The use of it in the health care debate should concern us: How to pay for the spiraling costs of health care will require the best minds in the country, using the very best idea-generation and negotiating and compromise techniques in an environment that encourages cooperation. It’s pretty scary to think that the whole process is being held hostage to an insidious new strain of “we-they,” “not-invented-here” posturing that can only mean a waste of time, energy, money and good will.

But this kind of talk — and the atmosphere it has created — has broader and even more disturbing implications.
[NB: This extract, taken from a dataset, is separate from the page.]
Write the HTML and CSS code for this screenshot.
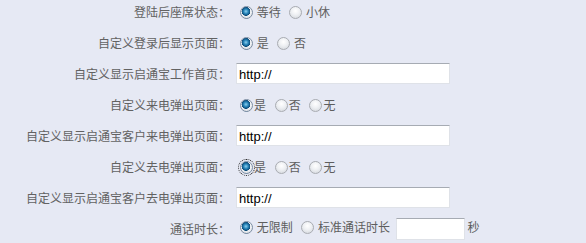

As much as we complain about Congress and politicians, the way our leaders talk and behave, blasted at us incessantly in the media, tends to set an example — a model that people in state legislatures, in business, in the schools and universities will gradually begin to emulate.

The real-world implications of any new law, regulation, university policy, corporate practice, procedure or customer management technique aren’t known until it goes live.

With any big policy or process, affecting millions of people in a multitude of scenarios, it’s virtually impossible to get it done right the first time!

Imagine if this thinking gets into the state legislatures trying to fix a problem of inequitable application of a law, a university with hiring, tenure or admissions practices, a corporation facing unintended consequences of a process affecting thousands of employees or millions of customers!

The path to improving anything big is seldom easy, but pretty simple:

  1. Bring stakeholders together and come up with what looks like the best plan you can imagine with the data and information then available.
  2. Implement a plan.
  3. Watch and listen carefully to what happens.
  4. Fix unintended consequences and make improvements.
  5. Repeat 3 and 4.

Any place can be a starting point: The ideas or work product of a colleague, a competitor. Why alienate a potential collaborator — or, for that matter, any other human being –and deprive everyone of  the benefits of this hard work by pretending there’s nothing there?

Collaborating to build on what’s already there is fundamental to ultimately getting things to work right. There’s so much to do. There’s not enough time, money or good will that we can afford to waste it starting over.